Waits' earlier albums tend to create a weaving narrative or a wholesome story around themselves, as does Bad As Me, in an odd and maybe not quite as transparent way. To me, the 13-track (what an excitingly sinister number!) album is based on a yearly interval, starting with the energised cacophony of Chicago and crescendoing into the serenely calm and tired New Year's Eve. A year is over, an album done and over with, let us rest now. Or rather, should you not want to see it as a year in the life of a slightly mad and very mysterious man, look at is as though at a car chase or an intense stand-off in an action film.

After all, the first bars of Chicago install a sense of paranoia in the audience. Chicago, Chicago, it's safer in Chicago! The calmer Raised Right Men and Talking At The Same Time set the scene, the background for the ongoing chase. And then, as properly balanced albums would have it, another fast-paced and energised track, Get Lost, followed by ballad by ballad by junkyard rock and so on. In Bad As Me, it seems as though Waits is physically drawing his breath inbetween the chaos by slurring (quite beautifully, still) out similar ballads that, in Closing Time (1973) – his first album – broke plenty of hearts. However well narrated, the new album falls victim to the most common of my problems while listening to full albums. It does not stun as a whole and once again I find the odd song that I listen to on repeat dozens of times, but had you asked me about the album before I researched it for this piece of writing, I could not have said much. So, if you're looking for a soundtrack for sulking or as a contrast, a secret rave in your small bedroom, this is album is not for that. Moods change here after every track and usually move from one end of the spectrum to the other.

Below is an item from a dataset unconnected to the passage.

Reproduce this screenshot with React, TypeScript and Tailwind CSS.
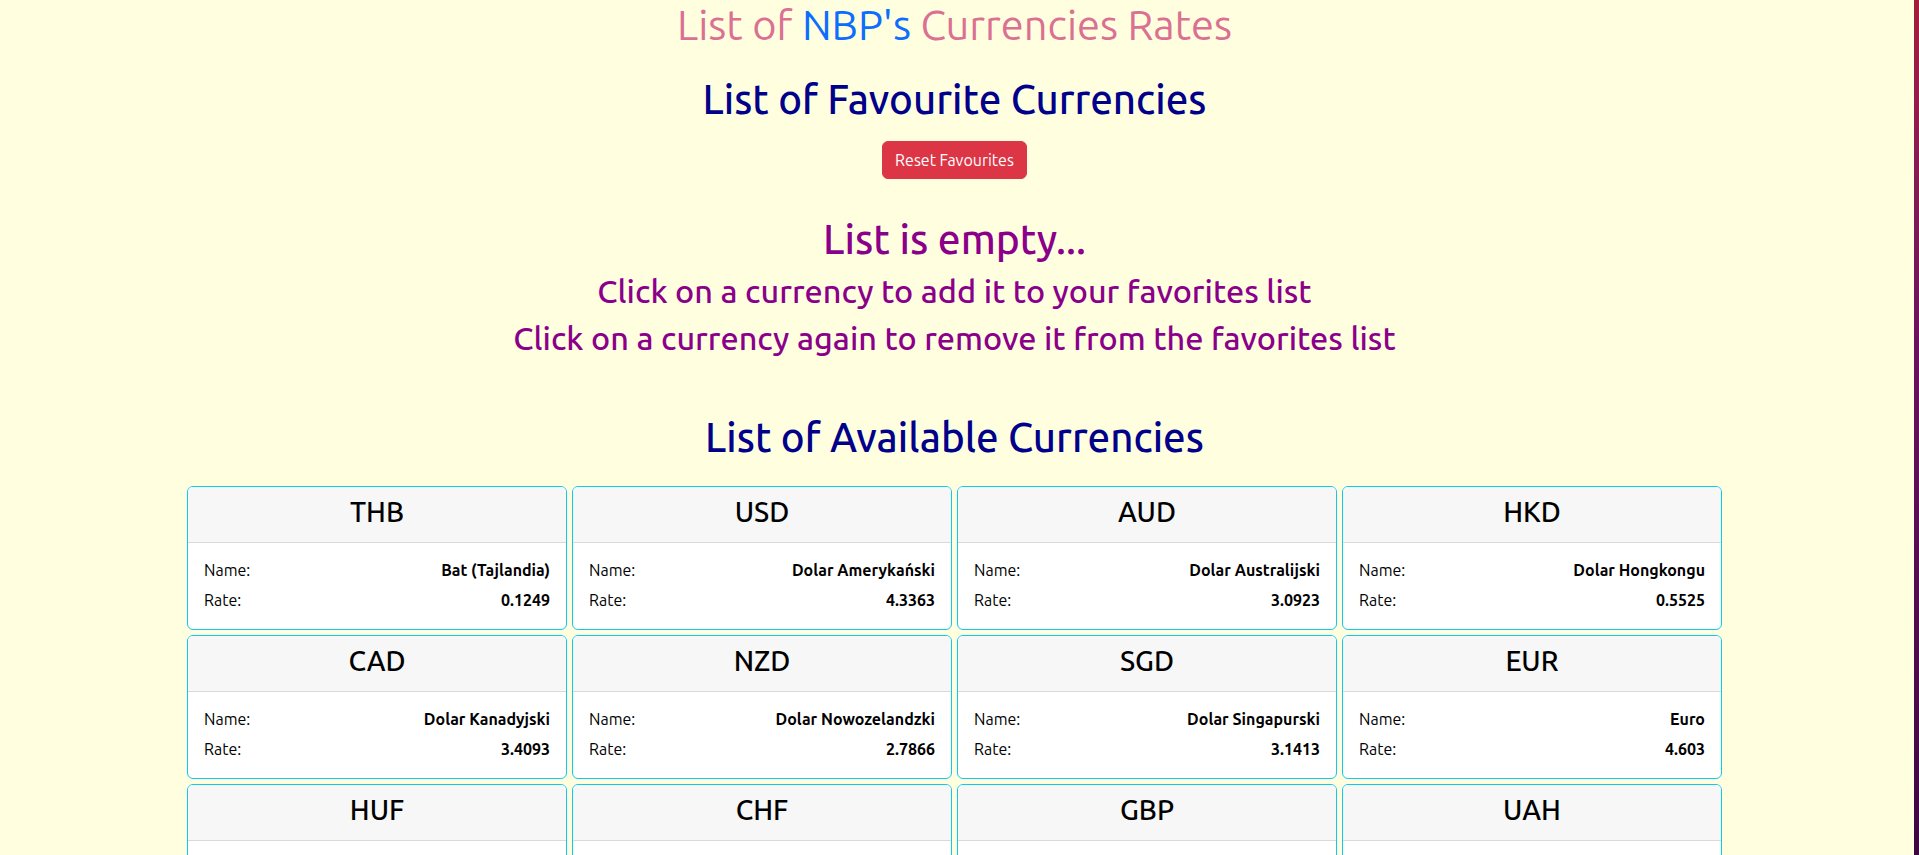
import React from "react";

type Cur = { code: string; name: string; rate: string };

const currencies: Cur[] = [
  { code: "THB", name: "Bat (Tajlandia)", rate: "0.1249" },
  { code: "USD", name: "Dolar Amerykański", rate: "4.3363" },
  { code: "AUD", name: "Dolar Australijski", rate: "3.0923" },
  { code: "HKD", name: "Dolar Hongkongu", rate: "0.5525" },
  { code: "CAD", name: "Dolar Kanadyjski", rate: "3.4093" },
  { code: "NZD", name: "Dolar Nowozelandzki", rate: "2.7866" },
  { code: "SGD", name: "Dolar Singapurski", rate: "3.1413" },
  { code: "EUR", name: "Euro", rate: "4.603" },
  { code: "HUF", name: "Forint (Węgry)", rate: "0.011781" },
  { code: "CHF", name: "Frank Szwajcarski", rate: "4.6321" },
  { code: "GBP", name: "Funt Szterling", rate: "5.2587" },
  { code: "UAH", name: "Hrywna (Ukraina)", rate: "0.1183" },
  { code: "JPY", name: "Jen (Japonia)", rate: "0.030546" },
  { code: "CZK", name: "Korona Czeska", rate: "0.1871" },
  { code: "DKK", name: "Korona Duńska", rate: "0.6171" },
  { code: "ISK", name: "Korona Islandzka", rate: "0.031524" },
];

function Card({ c }: { c: Cur }) {
  return (
    <div className="flex flex-col overflow-hidden rounded-[6px] border border-[#0dcaf0] bg-white text-black">
      <div className="flex h-[56px] items-start justify-center border-b border-[#d9d9d9] bg-[#f7f7f7] pt-2">
        <h3 className="text-[28px] font-medium leading-[1.2]">{c.code}</h3>
      </div>
      <div className="flex flex-col gap-[6px] px-4 pb-[17px] pt-[15px] text-[16px] leading-[24px]">
        <div className="flex justify-between">
          <span>Name:</span>
          <span className="font-bold">{c.name}</span>
        </div>
        <div className="flex justify-between">
          <span>Rate:</span>
          <span className="font-bold">{c.rate}</span>
        </div>
      </div>
    </div>
  );
}

export default function App() {
  return (
    <div className="flex h-screen overflow-hidden bg-[#ffffe0] font-[Ubuntu,'Open_Sans',sans-serif]">
      <main className="flex flex-1 flex-col items-center overflow-hidden">
        <h1 className="text-[41.6px] font-normal leading-[1.2] text-[#db7093]">
          List of <span className="text-[#0d6efd]">NBP's</span> Currencies Rates
        </h1>
        <h2 className="mt-[25px] text-[40.3px] font-medium leading-[1.2] text-[#00008b]">List of Favourite Currencies</h2>
        <button className="mt-[18px] rounded-[6px] border border-[#dc3545] bg-[#dc3545] px-3 py-[6px] text-[16px] leading-[24px] text-white">
          Reset Favourites
        </button>
        <h2 className="mt-[36px] text-[40.7px] font-medium leading-[1.2] text-[#8b008b]">List is empty...</h2>
        <h3 className="mt-2 text-[32.4px] font-medium leading-[1.2] text-[#8b008b]">
          Click on a currency to add it to your favorites list
        </h3>
        <h3 className="mt-2 text-[32.4px] font-medium leading-[1.2] text-[#8b008b]">
          Click on a currency again to remove it from the favorites list
        </h3>
        <h2 className="mt-[55px] text-[40.3px] font-medium leading-[1.2] text-[#00008b]">List of Available Currencies</h2>
        <div className="mt-[25px] grid grid-cols-[repeat(4,380px)] gap-[5px]">
          {currencies.map((c) => (
            <Card key={c.code} c={c} />
          ))}
        </div>
      </main>
      <div className="flex w-[10px] justify-end">
        <div className="h-full w-[5px] bg-linear-to-b from-[#a21e3c] via-[#6c1160] via-40% to-[#3b0842]" />
      </div>
    </div>
  );
}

There are, of course, absolute favourites:

Bad As Me. The title song of the album and refreshingly, it emerges from the menagerie of sound more than halfway through the album. Not quite as outstanding as some of Waits' famous title tracks, but a good one for this album. And catchy with the right kind of lyrics. It is raw and rattling and probably described as a bout of nonsensical brilliance.



Face To The Highway. One of the more calm and ballad-like tracks on the album. I feel that in tracks like these, the often well hid tiredness of Waits rears its head slightly. Then again with Waits, there are always characters and faces and masks in the songs, and the stories told are somebody else's completely. A beautiful song about disillusionment and betrayal, but thanks to the sometimes grotesquely banal lyrics, it did not become quite as corny as it had the potential for.



Satisfied. Now there's a song. A beautifully balanced, slightly vulgar tribute to the grand old masters Mick Jagger and Keith Richards. An intriguing bit of trivia here is that Richards accompanied Waits on this album himself, so all in all, it is quite a close-knit showbiz circle of pals. Now that I'm rewatching the videos to comment on them, it might look as though it's about a senile old man stumbling drunkenly around his backyard. The voice certainly adds to the notion. But do try to overlook that.



And lastly, Hell Broke Luce. A clever wordplay as well as an emotional song with so many layers it's difficult to keep track. After listening to it a number of times, the only way I could possibly describe it is: it is possible to create a heavy metal song without the heavy metal. Take it as a clever wordplay on my part or don't. There are two kinds of Tom Waits, the sensitive and quiet ballad type and the walked-into-a-scrapyard-and-started-making-music kind. Both are grotesque, vulgar and utterly enchanting.





Even though not as big of a masterpiece as, say, Mule Variations (1999) or Bone Machine (1992), there are multiple tracks of high quality in Bad As Me and Waits once again reinforces his rightful place at the top. The answer is blowing in the wind and it is saying that, based on this, there is more to come. In the meantime, must dust off Waits' biography and give it another read.